On a pitch where no batsman had passed 40, on a pitch that all a spinner needed to do was bowl fast and relatively accurately, the South Africa spinners bowled a lot of bad balls. Keeping with their strategy of using Imran Tahir for the tail, South Africa bowled Harmer and Duminy before the legspinner. They sent down long hops and overpitched deliveries, which Shikhar Dhawan and Cheteshwar Pujara took full toll of. Then, after a 44-run partnership between them, the pitch played up again. Pujara read an offbreak from Duminy, played for the turn, but the pitch took it straight on. This was just the one good ball in an expensive spell.
Tahir was brought on just before tea, and he responded with three wickets in three overs. Two of those were half-volleys that still had time to misbehave. Rohit Sharma scored an important 23, added 21 with Amit Mishra, and before they inevitably got out, took the target beyond the realm of one freak innings. South Africa were left needing at least two freak innings to win this.

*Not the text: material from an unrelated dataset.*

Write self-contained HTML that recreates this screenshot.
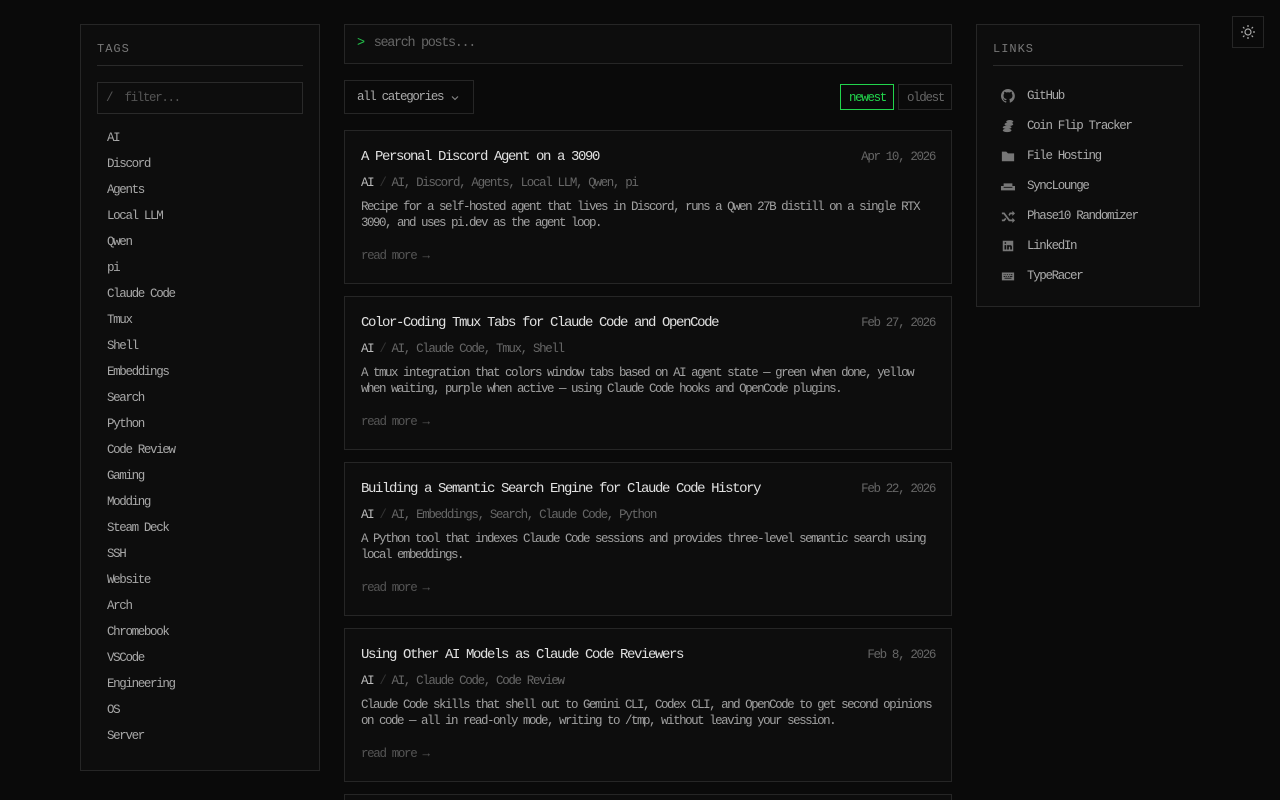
<!DOCTYPE html>
<html style="overflow:hidden;height:800px"><head><meta charset="utf-8"><style>
*{box-sizing:border-box;margin:0;padding:0}
body{width:1280px;height:800px;overflow:hidden;background:#0a0a0a;font-family:"Liberation Mono","DejaVu Sans Mono",monospace;font-size:12.5px;letter-spacing:-1.35px;color:#9a9a9a;position:relative;white-space:nowrap}
.panel{position:absolute;background:#0d0d0d;border:1px solid #262626}
.h{font-size:12px;letter-spacing:1px;color:#777;padding-top:1px;padding-bottom:9px;border-bottom:1px solid #2a2a2a}
#tags{left:80px;top:24px;width:240px;height:747px;padding:16px 16px}
.filter{margin-top:16px;height:32px;border:1px solid #2a2a2a;padding:8px 8px;color:#555}
.tl div{position:absolute;left:26px;top:1px;color:#a8a8a8}
#links{left:976px;top:24px;width:224px;height:283px;padding:16px}
.lk{position:absolute;left:24px;display:flex;align-items:center;color:#aaa}
.lk svg{width:14px;height:14px;margin-right:12px;fill:#777}
.search{position:absolute;left:344px;top:24px;width:608px;height:40px;border:1px solid #262626;background:#0d0d0d;padding:11px 12px;font-size:13.5px;color:#666}
.search b{color:#22c24a;font-weight:normal;margin-right:10px}
.cat{position:absolute;left:344px;top:80px;width:130px;height:34px;border:1px solid #262626;padding:9px 12px;color:#aaa}
.btn{position:absolute;top:84px;height:26px;padding:6px 8px;border:1px solid #262626;color:#666}
.card{position:absolute;left:344px;width:608px;height:154px;border:1px solid #262626;background:#0d0d0d}
.t{position:absolute;left:16px;top:18px;font-size:14px;letter-spacing:-1.4px;color:#e0e0e0}
.d{position:absolute;right:16px;top:19px;color:#666}
.m{position:absolute;left:16px;top:45px;color:#666}.m b{color:#bbb;font-weight:normal}.m i{font-style:normal;color:#333;margin:0 6px}
.p{position:absolute;left:16px;top:68px;width:576px;line-height:16px;color:#a0a0a0;white-space:normal;letter-spacing:-1.5px}
.r{position:absolute;left:16px;top:118px;color:#555}
</style></head><body>
<div class="panel" id="tags"><div class="h">TAGS</div><div class="filter">/&nbsp; filter...</div>
<div class="tl">
<div style="top:106px">AI</div><div style="top:132px">Discord</div><div style="top:158px">Agents</div><div style="top:184px">Local LLM</div><div style="top:210px">Qwen</div><div style="top:236px">pi</div><div style="top:262px">Claude Code</div><div style="top:288px">Tmux</div><div style="top:314px">Shell</div><div style="top:340px">Embeddings</div><div style="top:366px">Search</div><div style="top:392px">Python</div><div style="top:418px">Code Review</div><div style="top:444px">Gaming</div><div style="top:470px">Modding</div><div style="top:496px">Steam Deck</div><div style="top:522px">SSH</div><div style="top:548px">Website</div><div style="top:574px">Arch</div><div style="top:600px">Chromebook</div><div style="top:626px">VSCode</div><div style="top:652px">Engineering</div><div style="top:678px">OS</div><div style="top:704px">Server</div>
</div></div>

<div class="search"><b>&gt;</b>search posts...</div>
<div class="cat">all categories<svg width="8" height="6" viewBox="0 0 8 6" style="position:absolute;left:106px;top:14px"><path d="M1 1.5 4 4.5 7 1.5" stroke="#888" stroke-width="1.1" fill="none"/></svg></div>
<div class="btn" style="left:840px;border-color:#22d44c;color:#22d44c;width:54px">newest</div>
<div class="btn" style="left:898px;width:54px">oldest</div>

<div class="card" style="top:130px"><div class="t">A Personal Discord Agent on a 3090</div><div class="d">Apr 10, 2026</div><div class="m"><b>AI</b><i>/</i>AI, Discord, Agents, Local LLM, Qwen, pi</div><div class="p">Recipe for a self-hosted agent that lives in Discord, runs a Qwen 27B distill on a single RTX 3090, and uses pi.dev as the agent loop.</div><div class="r">read more →</div></div>
<div class="card" style="top:296px"><div class="t">Color-Coding Tmux Tabs for Claude Code and OpenCode</div><div class="d">Feb 27, 2026</div><div class="m"><b>AI</b><i>/</i>AI, Claude Code, Tmux, Shell</div><div class="p">A tmux integration that colors window tabs based on AI agent state — green when done, yellow when waiting, purple when active — using Claude Code hooks and OpenCode plugins.</div><div class="r">read more →</div></div>
<div class="card" style="top:462px"><div class="t">Building a Semantic Search Engine for Claude Code History</div><div class="d">Feb 22, 2026</div><div class="m"><b>AI</b><i>/</i>AI, Embeddings, Search, Claude Code, Python</div><div class="p">A Python tool that indexes Claude Code sessions and provides three-level semantic search using local embeddings.</div><div class="r">read more →</div></div>
<div class="card" style="top:628px"><div class="t">Using Other AI Models as Claude Code Reviewers</div><div class="d">Feb 8, 2026</div><div class="m"><b>AI</b><i>/</i>AI, Claude Code, Code Review</div><div class="p">Claude Code skills that shell out to Gemini CLI, Codex CLI, and OpenCode to get second opinions on code — all in read-only mode, writing to /tmp, without leaving your session.</div><div class="r">read more →</div></div>
<div class="card" style="top:794px;height:6px;border-bottom:none"></div>

<div class="panel" id="links"><div class="h">LINKS</div>
<div class="lk" style="top:64px"><svg viewBox="0 0 16 16"><path d="M8 0a8 8 0 0 0-2.5 15.6c.4 0 .5-.2.5-.4v-1.5c-2.2.5-2.7-1-2.7-1-.4-.9-.9-1.2-.9-1.2-.7-.5.1-.5.1-.5.8.1 1.2.8 1.2.8.7 1.3 1.9.9 2.3.7.1-.5.3-.9.5-1.1-1.8-.2-3.6-.9-3.6-4 0-.9.3-1.6.8-2.1-.1-.2-.4-1 .1-2.1 0 0 .7-.2 2.2.8a7.5 7.5 0 0 1 4 0c1.5-1 2.2-.8 2.2-.8.4 1.1.2 1.9.1 2.1.5.6.8 1.3.8 2.1 0 3.1-1.9 3.8-3.7 4 .3.3.6.8.6 1.5v2.2c0 .2.1.5.6.4A8 8 0 0 0 8 0z"/></svg>GitHub</div>
<div class="lk" style="top:94px"><svg viewBox="0 0 16 16"><ellipse cx="7" cy="13" rx="5" ry="2"/><ellipse cx="7" cy="9.5" rx="5" ry="2"/><ellipse cx="9" cy="6" rx="5" ry="2"/><ellipse cx="10" cy="3" rx="4" ry="1.8"/></svg>Coin Flip Tracker</div>
<div class="lk" style="top:124px"><svg viewBox="0 0 16 16"><path d="M1 3h5l2 2h7v9H1z"/></svg>File Hosting</div>
<div class="lk" style="top:154px"><svg viewBox="0 0 16 16"><path d="M3 5h10v4H3zM0 8h3v2h10V8h3v5H0z"/></svg>SyncLounge</div>
<div class="lk" style="top:184px"><svg viewBox="0 0 16 16"><path d="M1 4h3l6 8h3v-2l3 3-3 3v-2h-4L3 6H1zM1 12h2l2-2 1 1.5L4 14H1zM10 4h3V2l3 3-3 3V6h-2L9.5 8 8.5 6.5z"/></svg>Phase10 Randomizer</div>
<div class="lk" style="top:214px"><svg viewBox="0 0 16 16"><path d="M2 2h12v12H2zM4 7v5h2V7zm0-2.5a1 1 0 1 0 2 0 1 1 0 0 0-2 0zM7 7v5h2V9.5c0-1 1.5-1 1.5 0V12h2V9c0-2.5-3-2.5-3.5-1.2V7z" fill-rule="evenodd"/></svg>LinkedIn</div>
<div class="lk" style="top:244px"><svg viewBox="0 0 16 16"><path d="M1 4h14v9H1zM3 6v1h1V6zm2 0v1h1V6zm2 0v1h1V6zm2 0v1h1V6zm2 0v1h2V6zM3 8v1h2V8zm3 0v1h1V8zm2 0v1h1V8zm2 0v1h3V8zM4 10v1h8v-1z" fill-rule="evenodd"/></svg>TypeRacer</div>
</div>

<div style="position:absolute;left:1232px;top:16px;width:32px;height:32px;border:1px solid #262626"><svg width="30" height="30" viewBox="0 0 30 30" style="position:absolute;left:0;top:0"><g stroke="#aaa" stroke-width="1.2" fill="none"><circle cx="15" cy="15" r="3"/><path d="M15 8v2M15 20v2M8 15h2M20 15h2M10 10l1.4 1.4M18.6 18.6 20 20M10 20l1.4-1.4M18.6 11.4 20 10"/></g></svg></div>
</body></html>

The freak innings was not coming from Stiaan van Zyl, who fell to Ashwin for the fifth time in five innings. This one would have been the most disappointing of the lot: he and Elgar had put together South Africa's longest partnership of this match and their best opening stand of the series (17), but van Zyl drove an offbreak straight down the lap of short cover. The pitch had nothing to do with this dismissal. Just before stumps, nightwatchman Imran Tahir fell to a Mishra legbreak that didn't turn, becoming the 20th man to be dismissed on the day, equal highest in a day's play in India.